La guerra riprese, ma ci furono importanti vittorie ateniesi contro gli spartani; nel 405 a.C., però, il comandante spartano Lisandro distrusse la flotta ateniese a Egospotami, nell’Ellesponto; e, mentre gli spartani assediavano Atene, i suoi alleati l’abbandonarono. L’anno seguente, nell’aprile 404, lo stesso Lisandro occupava un’Atene affamata.
Finiva così la guerra del Peloponneso.
Sparta non volle distruggere completamente la città, come chiedevano Tebe e Corinto, ma impose ad Atene condizioni di pace durissime: distruzione delle Lunghe mura, consegna di molte navi, abbattimento della democrazia e l’instaurazione di un regime oligarchico.
I democratici furono colpiti con condanne a morte, confische, esilio: la cittadinanza fu limitata a tremila persone.
Il periodo dei Trenta tiranni piegò Atene a Sparta, ma, nel 403 a.C., i democratici che si erano rifugiati fuori città per sottrarsi alle persecuzioni, guidati da Trasibulo, rientrarono in città, sconfissero i Trenta tiranni e ristabilirono una democrazia moderata.
Con la caduta dei Trenta tiranni seguì però un clima da “resa dei conti”, questo clima portò all’assassinio di Socrate – Socrate venne condannato perché “scomodo” per il potere. In apparenza non faceva nulla di pericoloso: si limitava a dialogare con chiunque lo volesse, dai più grandi sofistiai semplici cittadini, soprattutto giovani, che lo seguivano con grande entusiasmo. La sua vera professione, egli diceva, era la maieutica, vale a dire la tecnica di far nascere i bambini, il mestiere delle levatrici: come queste ultime facevano partorire i corpi, così egli faceva partorire le menti, rivelando verità semplici e ignote. Ma, ciò che portò alla condanna a morte di Socrate per mano della cicuta, fu che venne dichiarato pericoloso per la democrazia.
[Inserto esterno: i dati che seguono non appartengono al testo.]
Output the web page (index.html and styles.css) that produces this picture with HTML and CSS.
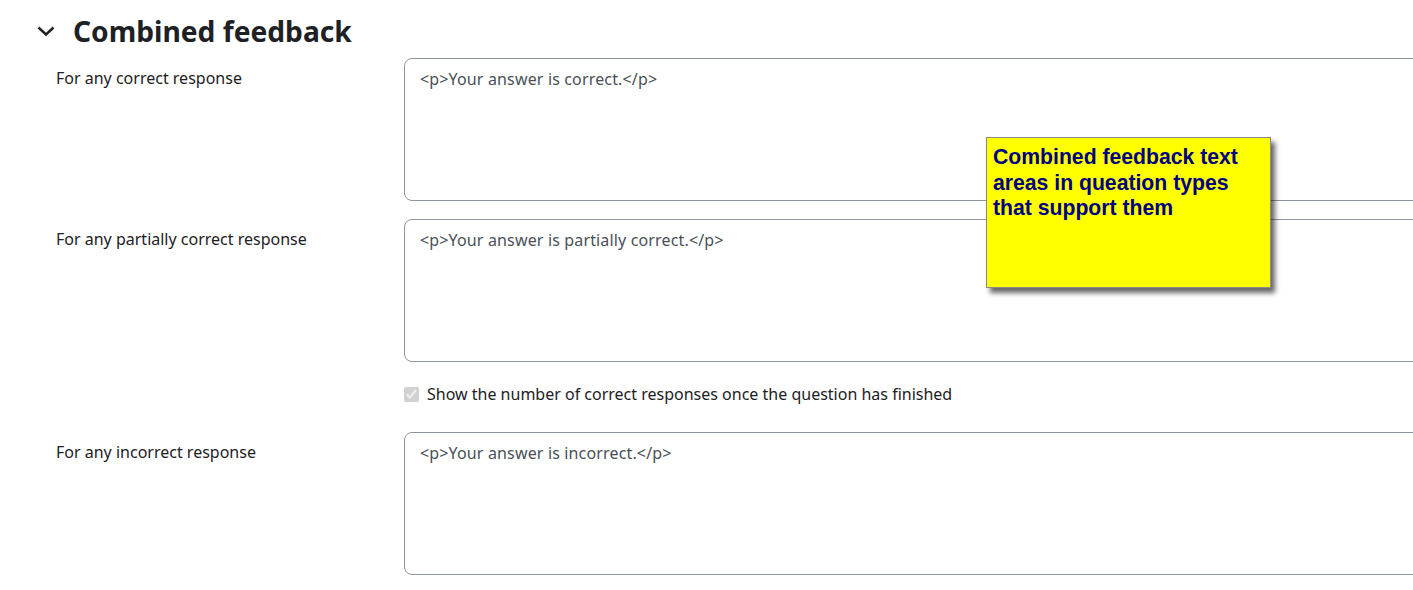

Atene non tornò più all’antica potenza, ma riacquistò comunque una certa prosperità commerciale e la capacità di giocare un ruolo politico importante. E non perse, neppure nei momenti più bui, il suo primato artistico e culturale. In questi anni infatti furono attivi in città filosofi come Platone, discepolo di Socrate, commediografi come Aristofane, oratori come Isocrate.